— YOUR TASK —
Copy the entries below exactly. Images do not belong in the copy.

— DATA —

- - - - -

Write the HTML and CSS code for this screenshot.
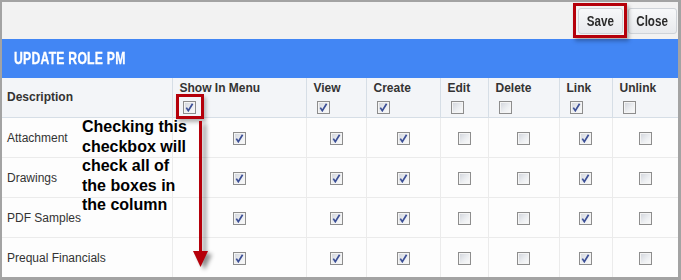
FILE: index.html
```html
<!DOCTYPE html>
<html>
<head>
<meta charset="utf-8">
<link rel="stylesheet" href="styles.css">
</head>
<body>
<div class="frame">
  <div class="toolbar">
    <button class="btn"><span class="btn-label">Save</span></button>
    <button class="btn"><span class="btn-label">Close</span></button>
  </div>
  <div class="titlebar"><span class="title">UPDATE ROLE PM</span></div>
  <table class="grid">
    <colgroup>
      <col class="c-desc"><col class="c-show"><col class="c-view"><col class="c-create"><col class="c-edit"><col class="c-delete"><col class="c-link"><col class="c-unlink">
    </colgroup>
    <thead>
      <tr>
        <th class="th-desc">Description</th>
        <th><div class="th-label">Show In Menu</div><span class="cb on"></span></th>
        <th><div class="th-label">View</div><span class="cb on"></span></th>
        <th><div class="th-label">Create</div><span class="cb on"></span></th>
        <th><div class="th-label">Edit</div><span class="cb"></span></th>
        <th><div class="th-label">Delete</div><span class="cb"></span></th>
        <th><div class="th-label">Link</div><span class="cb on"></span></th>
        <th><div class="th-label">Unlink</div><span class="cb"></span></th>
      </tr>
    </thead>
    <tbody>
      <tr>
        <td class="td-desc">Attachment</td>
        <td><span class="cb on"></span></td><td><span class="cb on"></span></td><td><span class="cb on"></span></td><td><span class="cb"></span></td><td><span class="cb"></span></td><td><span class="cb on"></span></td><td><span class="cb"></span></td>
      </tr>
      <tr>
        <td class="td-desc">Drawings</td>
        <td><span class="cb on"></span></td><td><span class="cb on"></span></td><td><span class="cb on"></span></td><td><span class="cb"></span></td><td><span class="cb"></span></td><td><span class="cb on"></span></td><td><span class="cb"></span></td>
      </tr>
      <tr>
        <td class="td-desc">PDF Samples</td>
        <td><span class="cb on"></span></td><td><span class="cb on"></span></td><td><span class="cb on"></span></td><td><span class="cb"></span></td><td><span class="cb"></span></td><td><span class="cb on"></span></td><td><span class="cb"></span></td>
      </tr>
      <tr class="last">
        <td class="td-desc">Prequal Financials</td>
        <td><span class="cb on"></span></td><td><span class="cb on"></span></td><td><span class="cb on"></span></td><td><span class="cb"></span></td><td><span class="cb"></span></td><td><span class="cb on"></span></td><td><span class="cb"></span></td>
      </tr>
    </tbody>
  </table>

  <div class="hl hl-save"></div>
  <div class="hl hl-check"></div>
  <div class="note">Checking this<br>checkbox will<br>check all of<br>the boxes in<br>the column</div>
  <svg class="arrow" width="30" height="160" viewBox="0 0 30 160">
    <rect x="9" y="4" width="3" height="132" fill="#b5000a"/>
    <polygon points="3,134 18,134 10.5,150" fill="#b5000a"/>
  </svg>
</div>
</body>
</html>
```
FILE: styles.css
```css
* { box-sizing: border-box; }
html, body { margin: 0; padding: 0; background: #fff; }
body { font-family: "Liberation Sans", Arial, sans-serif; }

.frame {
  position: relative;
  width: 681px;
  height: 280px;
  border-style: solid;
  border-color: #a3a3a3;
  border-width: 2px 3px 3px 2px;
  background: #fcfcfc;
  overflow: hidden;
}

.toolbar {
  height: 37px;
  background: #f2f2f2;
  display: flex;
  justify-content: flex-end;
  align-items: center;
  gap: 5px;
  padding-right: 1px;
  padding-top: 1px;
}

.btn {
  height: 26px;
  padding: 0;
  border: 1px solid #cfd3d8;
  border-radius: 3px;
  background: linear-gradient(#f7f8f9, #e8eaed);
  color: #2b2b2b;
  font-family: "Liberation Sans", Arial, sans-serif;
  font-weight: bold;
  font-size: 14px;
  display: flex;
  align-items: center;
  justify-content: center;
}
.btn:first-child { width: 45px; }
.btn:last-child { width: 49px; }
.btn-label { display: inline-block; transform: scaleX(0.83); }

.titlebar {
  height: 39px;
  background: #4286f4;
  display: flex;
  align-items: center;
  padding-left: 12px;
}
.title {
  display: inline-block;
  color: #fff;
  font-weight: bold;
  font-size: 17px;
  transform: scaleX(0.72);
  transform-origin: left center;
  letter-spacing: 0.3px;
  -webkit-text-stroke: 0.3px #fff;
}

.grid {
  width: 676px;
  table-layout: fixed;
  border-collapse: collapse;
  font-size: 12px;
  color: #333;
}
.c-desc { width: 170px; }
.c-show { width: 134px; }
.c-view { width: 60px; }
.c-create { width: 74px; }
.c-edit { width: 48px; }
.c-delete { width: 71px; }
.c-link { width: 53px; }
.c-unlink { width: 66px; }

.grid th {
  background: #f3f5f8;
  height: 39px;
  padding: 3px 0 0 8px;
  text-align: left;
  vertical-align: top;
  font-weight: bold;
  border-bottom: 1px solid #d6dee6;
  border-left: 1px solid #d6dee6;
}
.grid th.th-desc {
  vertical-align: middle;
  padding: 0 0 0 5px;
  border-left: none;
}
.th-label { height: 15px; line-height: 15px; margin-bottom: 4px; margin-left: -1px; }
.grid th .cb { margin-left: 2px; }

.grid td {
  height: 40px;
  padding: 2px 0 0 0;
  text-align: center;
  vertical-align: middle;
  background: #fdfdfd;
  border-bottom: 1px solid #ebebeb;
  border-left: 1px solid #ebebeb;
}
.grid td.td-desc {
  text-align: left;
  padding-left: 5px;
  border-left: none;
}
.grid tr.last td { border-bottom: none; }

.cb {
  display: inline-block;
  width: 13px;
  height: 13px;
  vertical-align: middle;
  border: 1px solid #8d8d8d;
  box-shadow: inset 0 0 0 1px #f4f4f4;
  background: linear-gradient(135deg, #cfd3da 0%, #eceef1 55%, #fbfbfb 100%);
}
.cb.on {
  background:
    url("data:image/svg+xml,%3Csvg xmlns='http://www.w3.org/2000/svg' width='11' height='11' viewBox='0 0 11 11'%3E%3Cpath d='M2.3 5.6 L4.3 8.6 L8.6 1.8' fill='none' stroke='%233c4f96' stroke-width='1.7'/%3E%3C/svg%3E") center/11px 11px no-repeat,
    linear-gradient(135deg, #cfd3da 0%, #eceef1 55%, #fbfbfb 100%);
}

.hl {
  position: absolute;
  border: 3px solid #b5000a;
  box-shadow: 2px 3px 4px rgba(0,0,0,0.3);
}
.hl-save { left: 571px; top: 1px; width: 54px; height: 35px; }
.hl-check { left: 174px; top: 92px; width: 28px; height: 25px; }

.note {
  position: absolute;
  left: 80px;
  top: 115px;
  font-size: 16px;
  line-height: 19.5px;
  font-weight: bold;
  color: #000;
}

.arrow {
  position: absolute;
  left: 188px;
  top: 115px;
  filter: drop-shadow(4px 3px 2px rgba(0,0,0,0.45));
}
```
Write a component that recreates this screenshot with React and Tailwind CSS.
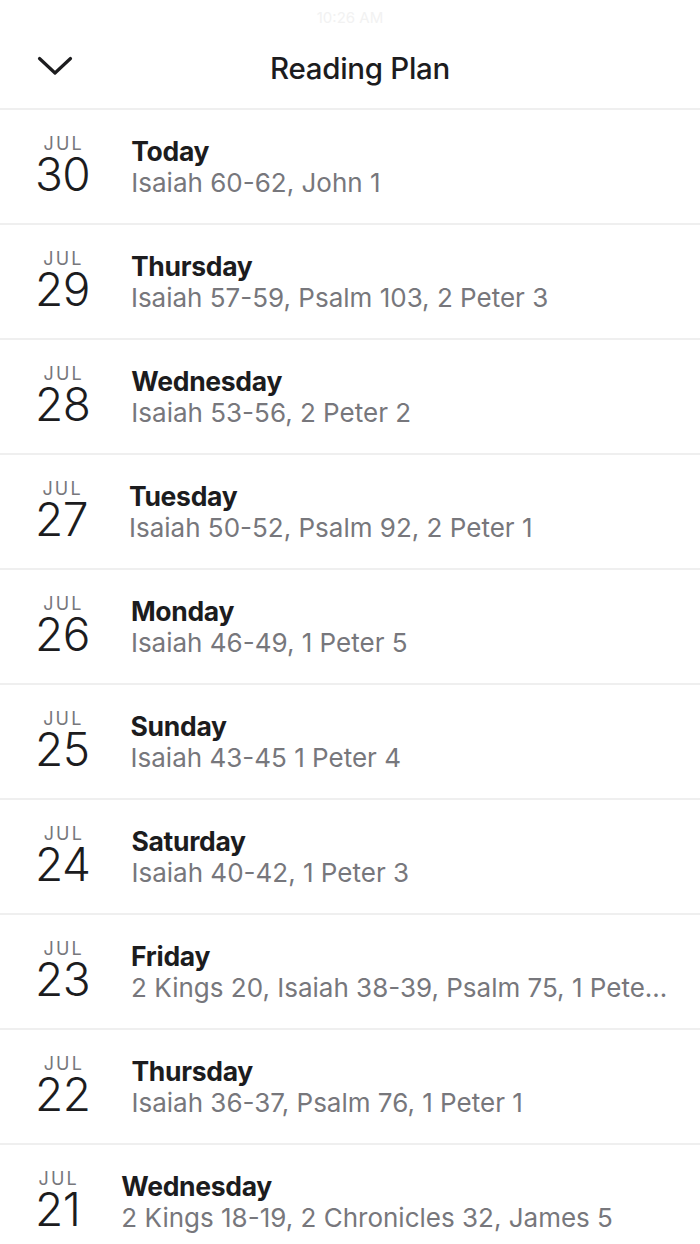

- - - - -

— WRITTEN SOLUTION —
Write the HTML and CSS code for this screenshot.
FILE: index.html
```html
<!DOCTYPE html>
<html>
<head>
<meta charset="utf-8">
<link rel="stylesheet" href="styles.css">
</head>
<body>
<div class="frame">
  <div class="toolbar">
    <button class="btn"><span class="btn-label">Save</span></button>
    <button class="btn"><span class="btn-label">Close</span></button>
  </div>
  <div class="titlebar"><span class="title">UPDATE ROLE PM</span></div>
  <table class="grid">
    <colgroup>
      <col class="c-desc"><col class="c-show"><col class="c-view"><col class="c-create"><col class="c-edit"><col class="c-delete"><col class="c-link"><col class="c-unlink">
    </colgroup>
    <thead>
      <tr>
        <th class="th-desc">Description</th>
        <th><div class="th-label">Show In Menu</div><span class="cb on"></span></th>
        <th><div class="th-label">View</div><span class="cb on"></span></th>
        <th><div class="th-label">Create</div><span class="cb on"></span></th>
        <th><div class="th-label">Edit</div><span class="cb"></span></th>
        <th><div class="th-label">Delete</div><span class="cb"></span></th>
        <th><div class="th-label">Link</div><span class="cb on"></span></th>
        <th><div class="th-label">Unlink</div><span class="cb"></span></th>
      </tr>
    </thead>
    <tbody>
      <tr>
        <td class="td-desc">Attachment</td>
        <td><span class="cb on"></span></td><td><span class="cb on"></span></td><td><span class="cb on"></span></td><td><span class="cb"></span></td><td><span class="cb"></span></td><td><span class="cb on"></span></td><td><span class="cb"></span></td>
      </tr>
      <tr>
        <td class="td-desc">Drawings</td>
        <td><span class="cb on"></span></td><td><span class="cb on"></span></td><td><span class="cb on"></span></td><td><span class="cb"></span></td><td><span class="cb"></span></td><td><span class="cb on"></span></td><td><span class="cb"></span></td>
      </tr>
      <tr>
        <td class="td-desc">PDF Samples</td>
        <td><span class="cb on"></span></td><td><span class="cb on"></span></td><td><span class="cb on"></span></td><td><span class="cb"></span></td><td><span class="cb"></span></td><td><span class="cb on"></span></td><td><span class="cb"></span></td>
      </tr>
      <tr class="last">
        <td class="td-desc">Prequal Financials</td>
        <td><span class="cb on"></span></td><td><span class="cb on"></span></td><td><span class="cb on"></span></td><td><span class="cb"></span></td><td><span class="cb"></span></td><td><span class="cb on"></span></td><td><span class="cb"></span></td>
      </tr>
    </tbody>
  </table>

  <div class="hl hl-save"></div>
  <div class="hl hl-check"></div>
  <div class="note">Checking this<br>checkbox will<br>check all of<br>the boxes in<br>the column</div>
  <svg class="arrow" width="30" height="160" viewBox="0 0 30 160">
    <rect x="9" y="4" width="3" height="132" fill="#b5000a"/>
    <polygon points="3,134 18,134 10.5,150" fill="#b5000a"/>
  </svg>
</div>
</body>
</html>
```
FILE: styles.css
```css
* { box-sizing: border-box; }
html, body { margin: 0; padding: 0; background: #fff; }
body { font-family: "Liberation Sans", Arial, sans-serif; }

.frame {
  position: relative;
  width: 681px;
  height: 280px;
  border-style: solid;
  border-color: #a3a3a3;
  border-width: 2px 3px 3px 2px;
  background: #fcfcfc;
  overflow: hidden;
}

.toolbar {
  height: 37px;
  background: #f2f2f2;
  display: flex;
  justify-content: flex-end;
  align-items: center;
  gap: 5px;
  padding-right: 1px;
  padding-top: 1px;
}

.btn {
  height: 26px;
  padding: 0;
  border: 1px solid #cfd3d8;
  border-radius: 3px;
  background: linear-gradient(#f7f8f9, #e8eaed);
  color: #2b2b2b;
  font-family: "Liberation Sans", Arial, sans-serif;
  font-weight: bold;
  font-size: 14px;
  display: flex;
  align-items: center;
  justify-content: center;
}
.btn:first-child { width: 45px; }
.btn:last-child { width: 49px; }
.btn-label { display: inline-block; transform: scaleX(0.83); }

.titlebar {
  height: 39px;
  background: #4286f4;
  display: flex;
  align-items: center;
  padding-left: 12px;
}
.title {
  display: inline-block;
  color: #fff;
  font-weight: bold;
  font-size: 17px;
  transform: scaleX(0.72);
  transform-origin: left center;
  letter-spacing: 0.3px;
  -webkit-text-stroke: 0.3px #fff;
}

.grid {
  width: 676px;
  table-layout: fixed;
  border-collapse: collapse;
  font-size: 12px;
  color: #333;
}
.c-desc { width: 170px; }
.c-show { width: 134px; }
.c-view { width: 60px; }
.c-create { width: 74px; }
.c-edit { width: 48px; }
.c-delete { width: 71px; }
.c-link { width: 53px; }
.c-unlink { width: 66px; }

.grid th {
  background: #f3f5f8;
  height: 39px;
  padding: 3px 0 0 8px;
  text-align: left;
  vertical-align: top;
  font-weight: bold;
  border-bottom: 1px solid #d6dee6;
  border-left: 1px solid #d6dee6;
}
.grid th.th-desc {
  vertical-align: middle;
  padding: 0 0 0 5px;
  border-left: none;
}
.th-label { height: 15px; line-height: 15px; margin-bottom: 4px; margin-left: -1px; }
.grid th .cb { margin-left: 2px; }

.grid td {
  height: 40px;
  padding: 2px 0 0 0;
  text-align: center;
  vertical-align: middle;
  background: #fdfdfd;
  border-bottom: 1px solid #ebebeb;
  border-left: 1px solid #ebebeb;
}
.grid td.td-desc {
  text-align: left;
  padding-left: 5px;
  border-left: none;
}
.grid tr.last td { border-bottom: none; }

.cb {
  display: inline-block;
  width: 13px;
  height: 13px;
  vertical-align: middle;
  border: 1px solid #8d8d8d;
  box-shadow: inset 0 0 0 1px #f4f4f4;
  background: linear-gradient(135deg, #cfd3da 0%, #eceef1 55%, #fbfbfb 100%);
}
.cb.on {
  background:
    url("data:image/svg+xml,%3Csvg xmlns='http://www.w3.org/2000/svg' width='11' height='11' viewBox='0 0 11 11'%3E%3Cpath d='M2.3 5.6 L4.3 8.6 L8.6 1.8' fill='none' stroke='%233c4f96' stroke-width='1.7'/%3E%3C/svg%3E") center/11px 11px no-repeat,
    linear-gradient(135deg, #cfd3da 0%, #eceef1 55%, #fbfbfb 100%);
}

.hl {
  position: absolute;
  border: 3px solid #b5000a;
  box-shadow: 2px 3px 4px rgba(0,0,0,0.3);
}
.hl-save { left: 571px; top: 1px; width: 54px; height: 35px; }
.hl-check { left: 174px; top: 92px; width: 28px; height: 25px; }

.note {
  position: absolute;
  left: 80px;
  top: 115px;
  font-size: 16px;
  line-height: 19.5px;
  font-weight: bold;
  color: #000;
}

.arrow {
  position: absolute;
  left: 188px;
  top: 115px;
  filter: drop-shadow(4px 3px 2px rgba(0,0,0,0.45));
}
```
Write a component that recreates this screenshot with React and Tailwind CSS.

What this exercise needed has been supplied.